Recombination landscape and Linkage disequilibrium
The next step was to understand the impact of the recombination landscape on linkage disequilibrium. To do that we have calculated parameter D, which quantifies the non-random association of alleles, and then used it to represent the result with a heatmaps where the more red the region is, the more associated the genes are. In this case only the last generation of the simulation was represented. We then analyzed the heatmaps for the homogenous recombination landscape since the recombination is homogenous is the same for all intergenic regions, we didn’t notice any particular pattern, and so there is no formation of LD regions. We can draw a similar conclusion for the random landscape model: in fact, even if the recombination rate is non homogenous, it is distributed homogenously across the chromosome, not allowing the formation of particular LD regions. However, in the hotspot landscape, a distinct LD regions is formed, so we decided to focus our analysis on this model.

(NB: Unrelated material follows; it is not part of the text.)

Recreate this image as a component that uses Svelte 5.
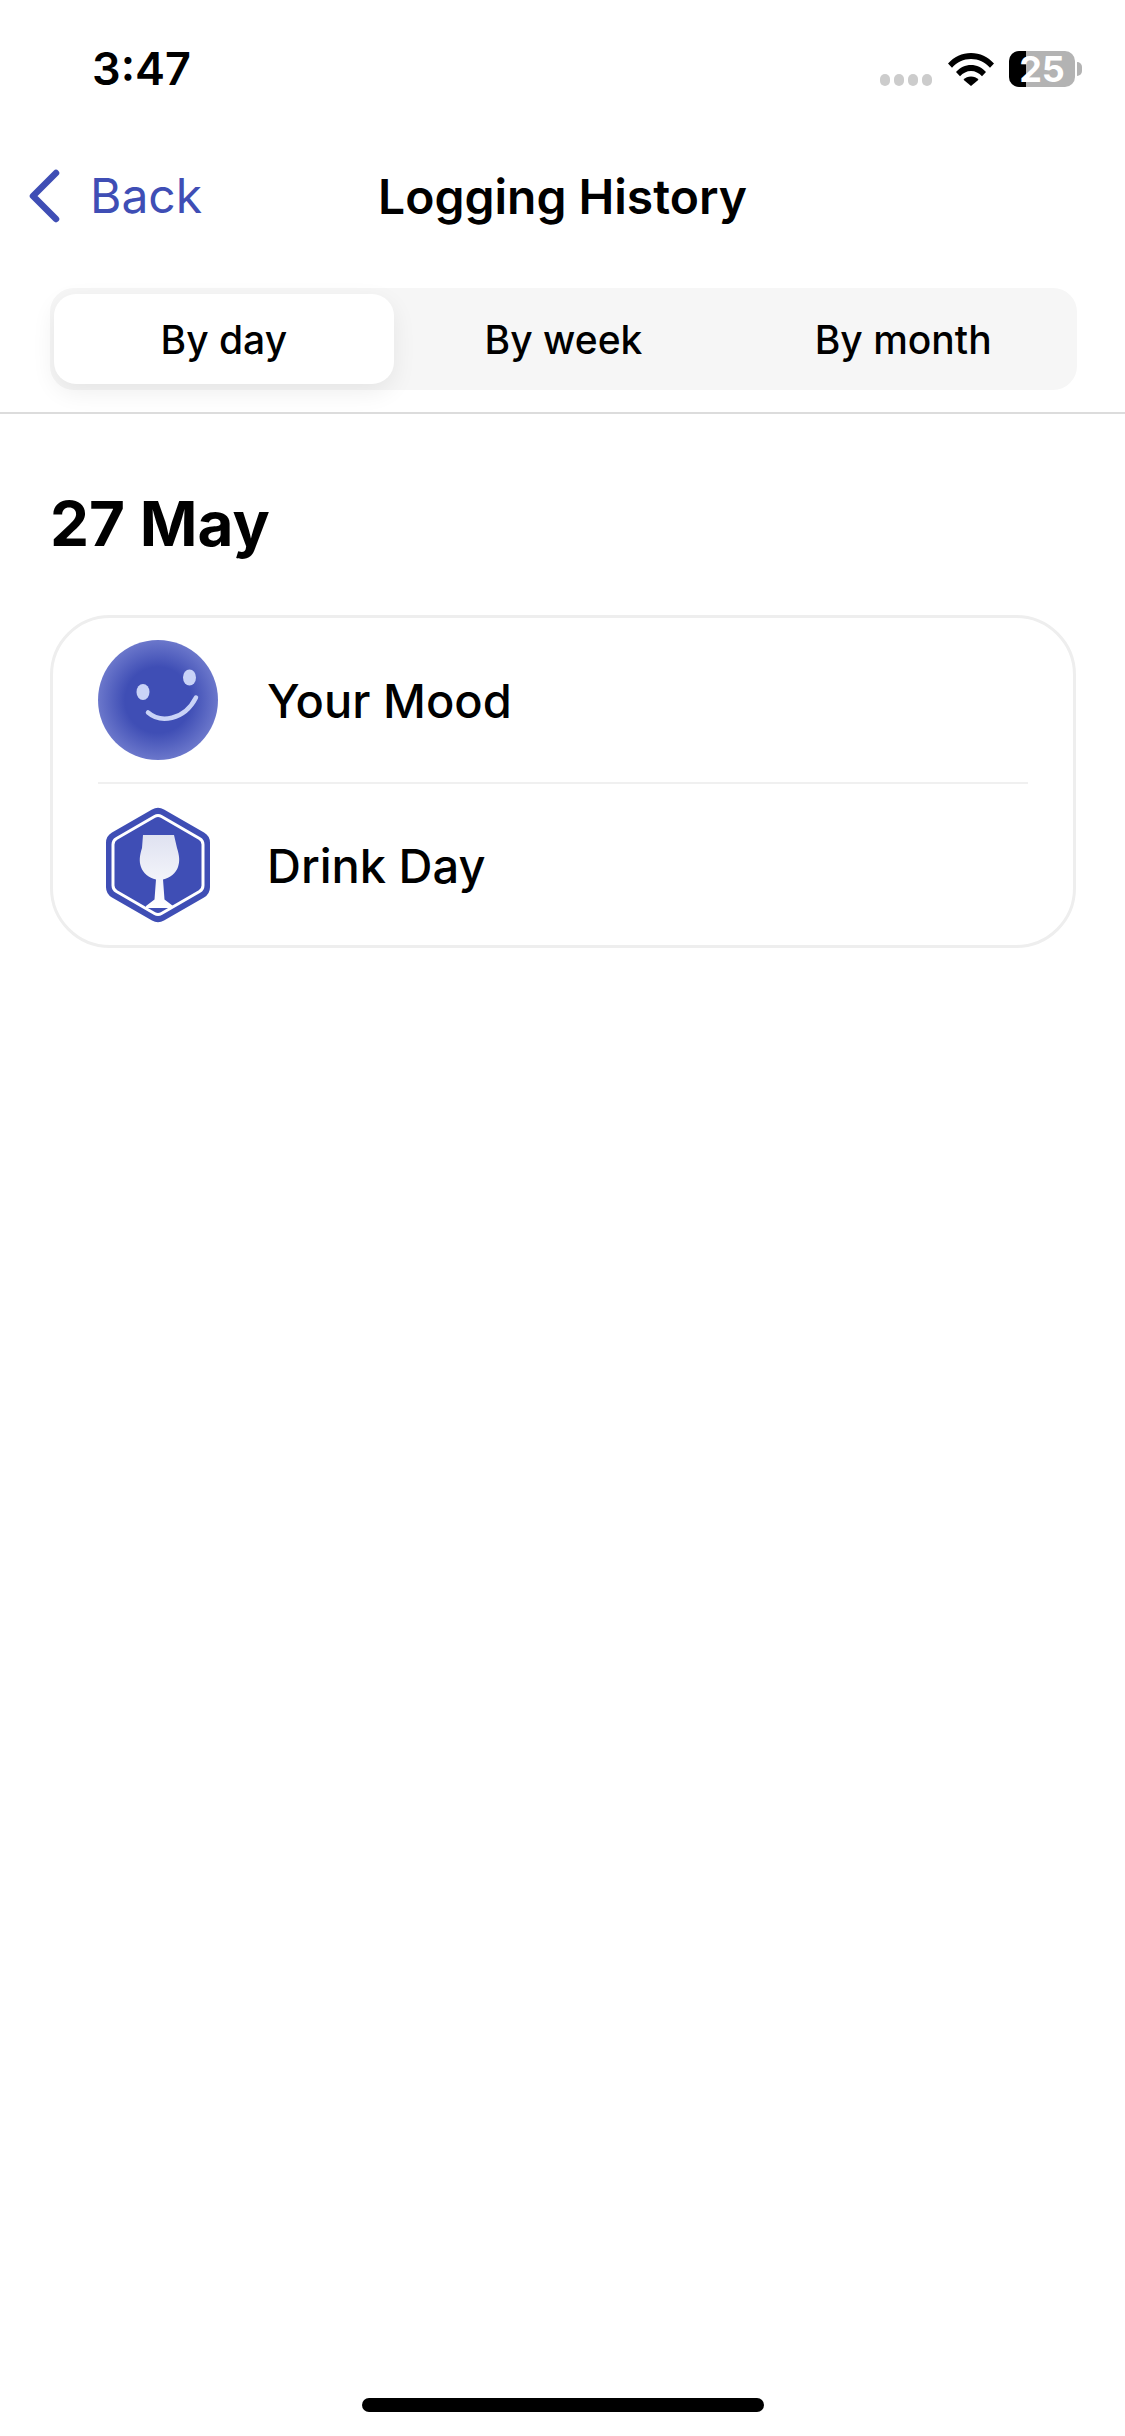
<script>
  const tabs = ['By day', 'By week', 'By month'];
</script>

<div class="page">
  <header class="status">
    <span class="time">3:47</span>
    <div class="status-icons">
      <div class="dots"><i></i><i></i><i></i><i></i></div>
      <svg class="wifi" viewBox="0 0 46 34" width="46" height="34">
        <path d="M0 11.5C6 5 14 1 23 1s17 4 23 10.5l-4 4.3C37 10.3 30.500 7 23 7S9 10.300 4 15.800z" fill="#000"/>
        <path d="M8 20C12 15.500 17.300 13 23 13s11 2.500 15 7l-4 4.300C31 21 27.200 19 23 19s-8 2-11 5.300z" fill="#000"/>
        <path d="M15.500 27.800C17.500 25.600 20 24.500 23 24.500s5.500 1.100 7.500 3.300L23 34z" fill="#000"/>
      </svg>
      <div class="battery">
        <div class="batt-body"><span class="batt-fill"></span><span class="batt-num">25</span></div>
        <span class="nub"></span>
      </div>
    </div>
  </header>

  <nav class="nav">
    <div class="back">
      <svg viewBox="0 0 36 56" width="36" height="56">
        <path d="M30 5 7 28l23 23" fill="none" stroke="#3f4eb5" stroke-width="6.500" stroke-linecap="round" stroke-linejoin="round"/>
      </svg>
      <span>Back</span>
    </div>
    <h1>Logging History</h1>
  </nav>

  <div class="tabs-wrap">
    <div class="tabs">
      {#each tabs as t, i}
        <div class="tab" class:active={i === 0}>{t}</div>
      {/each}
    </div>
  </div>

  <main class="content">
    <h2>27 May</h2>
    <section class="card">
      <div class="row">
        <div class="icon">
          <svg viewBox="0 0 120 120" width="120" height="120">
            <defs>
              <radialGradient id="moodGrad" cx="50%" cy="50%" r="50%">
                <stop offset="0" stop-color="#3f4eb5"/>
                <stop offset="0.55" stop-color="#3f4eb5"/>
                <stop offset="1" stop-color="#6b77cb"/>
              </radialGradient>
            </defs>
            <circle cx="60" cy="60" r="60" fill="url(#moodGrad)"/>
            <ellipse cx="45" cy="52" rx="6.500" ry="8" fill="#c9d3f7"/>
            <ellipse cx="91.500" cy="37.500" rx="6.500" ry="8" fill="#c9d3f7"/>
            <path d="M50 72.500C62 83 86 81 98 57.500" fill="none" stroke="#c9d3f7" stroke-width="4.500" stroke-linecap="round"/>
          </svg>
        </div>
        <span class="label">Your Mood</span>
      </div>
      <div class="row second">
        <div class="icon">
          <svg viewBox="0 0 104 116" width="104" height="116">
            <defs>
              <linearGradient id="glassGrad" x1="0" y1="0" x2="0" y2="1">
                <stop offset="0" stop-color="#dfe2f1"/>
                <stop offset="1" stop-color="#ffffff"/>
              </linearGradient>
            </defs>
            <path d="M46 2.500a12 12 0 0 1 12 0l40 23a12 12 0 0 1 6 10.500v44a12 12 0 0 1-6 10.500l-40 23a12 12 0 0 1-12 0l-40-23A12 12 0 0 1 0 80V36a12 12 0 0 1 6-10.500z" fill="#3f4eb5"/>
            <path d="M48.500 9.500a7 7 0 0 1 7 0l38 22a7 7 0 0 1 3.500 6v41a7 7 0 0 1-3.500 6l-38 22a7 7 0 0 1-7 0l-38-22a7 7 0 0 1-3.500-6v-41a7 7 0 0 1 3.500-6z" fill="none" stroke="#fff" stroke-width="3"/>
            <path d="M37 28h31l3 13c2.500 8 3 13 1 19-2 6-8 11-15 12.500l1.500 20 8.500 6.500v2H40v-2l8.500-6.500 1.500-20c-7-1.500-13-6.500-15-12.500-2-6-1.500-11 1-19z" fill="url(#glassGrad)"/>
          </svg>
        </div>
        <span class="label">Drink Day</span>
      </div>
    </section>
  </main>

  <div class="home-indicator"></div>
</div>

<style>
  :global(body) { margin: 0; background: #fff; }
  .page {
    width: 1125px;
    height: 2436px;
    display: flex;
    flex-direction: column;
    background: #fff;
    color: #000;
    font-family: Inter, "Liberation Sans", sans-serif;
    overflow: hidden;
  }
  .status {
    height: 132px;
    flex: none;
    box-sizing: border-box;
    padding: 43px 43px 0 92px;
    display: flex;
    justify-content: space-between;
    align-items: flex-start;
  }
  .time { font-size: 45px; font-weight: 600; line-height: 52px; }
  .status-icons { display: flex; align-items: flex-start; padding-top: 8px; }
  .dots { display: flex; gap: 4px; margin-top: 23px; margin-right: 16px; }
  .dots i { width: 10px; height: 12px; border-radius: 5px; background: #ccc; }
  .wifi { margin-right: 15px; margin-top: 1px; }
  .battery { display: flex; align-items: center; }
  .batt-body {
    position: relative;
    width: 66px;
    height: 36px;
    border-radius: 10px;
    background: #b3b3b3;
    overflow: hidden;
    display: flex;
    align-items: center;
    justify-content: center;
  }
  .batt-fill { position: absolute; left: 0; top: 0; bottom: 0; width: 17px; background: #000; }
  .batt-num { position: relative; color: #fff; font-size: 36px; font-weight: 700; line-height: 36px; }
  .nub { width: 5px; height: 14px; margin-left: 2px; background: #b3b3b3; border-radius: 0 5px 5px 0; }
  .nav {
    position: relative;
    height: 132px;
    flex: none;
    display: flex;
    align-items: center;
    justify-content: center;
  }
  .back {
    position: absolute;
    left: 26px;
    top: 36px;
    display: flex;
    align-items: center;
    gap: 28px;
    color: #3f4eb5;
    font-size: 48px;
    line-height: 56px;
  }
  h1 { margin: 0; font-size: 48px; font-weight: 600; line-height: 56px; position: relative; top: -1px; }
  .tabs-wrap {
    flex: none;
    height: 150px;
    box-sizing: border-box;
    padding: 24px 48px 0 50px;
    border-bottom: 2px solid #dcdcdc;
  }
  .tabs {
    height: 102px;
    box-sizing: border-box;
    padding: 6px 4px;
    display: grid;
    grid-template-columns: repeat(3, 1fr);
    background: #f6f6f6;
    border-radius: 24px;
  }
  .tab {
    display: flex;
    align-items: center;
    justify-content: center;
    font-size: 39px;
    font-weight: 500;
    border-radius: 22px;
  }
  .tab.active { background: #fff; box-shadow: 0 8px 24px rgba(0,0,0,0.07); }
  .content { flex: 1; padding: 0 49px 0 50px; }
  h2 { margin: 0; padding-top: 72px; font-size: 62px; font-weight: 700; line-height: 76px; height: 76px; }
  .card {
    margin-top: 53px;
    box-sizing: border-box;
    height: 333px;
    border: 3px solid #eeeeee;
    border-radius: 60px;
    padding: 0 45px;
  }
  .row {
    height: 164px;
    display: flex;
    align-items: center;
    border-bottom: 2px solid #f0f0f0;
  }
  .row.second { height: 162px; border-bottom: 0; }
  .icon { width: 120px; display: flex; justify-content: center; flex: none; }
  .label { margin-left: 49px; font-size: 47px; font-weight: 500; }
  .home-indicator {
    position: absolute;
    left: 362px;
    top: 2398px;
    width: 402px;
    height: 14px;
    border-radius: 7px;
    background: #000;
  }
</style>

When we look at the Hotspot landscape, we can clearly identify 2 regions: the one highlighted in green, which is localized between the two hotspots and is characterized by high linkage disequilibrium, and the one in blue, which represents the within hotspot regions and shows a zero linkage disequilibrium. In fact, high recombination breaks down LD within the hotspot. On the other hand, the regions between hotspots tend to have lower recombination rates. Consequently, the alleles in these regions are less shuffled and often remain linked over generations. These regions are called haplotypes:
Improvement of the results
Even if we can identify a pattern, it doesn't fully meet our expectations. In fact we expected to see more LD regions (in light blue) and the one we have identified is not clearly defined (in green):
This could be due to three main factors:
- Mutations and genetic drift introduce noise and disrupt linkage between genes
- The absence of selection allows more fluctuation in the allelic frequencies and consequently prevents the complete fixation of linkage between genes
- We used only the last generation to create the heatmaps, and so there is a possibility that we have lost some information that were present in the previous generations
So we tried to play a bit with parameters to see if we could improve the quality. First we have reduced the mutation rate by 100. However, since we applied an infinite allele model, the reduction of mutation has led to fewer different alleles present in the population, making the population mostly homogeneous and making it difficult to measure linkage between genes. In fact most regions showed zero linkage disequilibrium.
Then we decided to also double the population size. We see here that the noise caused by genetic drift in the LD region has decreased, but at the same time the parameter D has also decreased. In fact, the bigger the population is and the more difficult it is to see the same linked genes in all individuals in the population if there are favored by natural selection.
Next steps
The next steps would be the implementation of natural selection and allelic fitness to observe how LD regions can be favored if they have a positive impact on fitness. In addition, to improve the results, we could collect LD information from multiple generations and join them in a unique heatmap.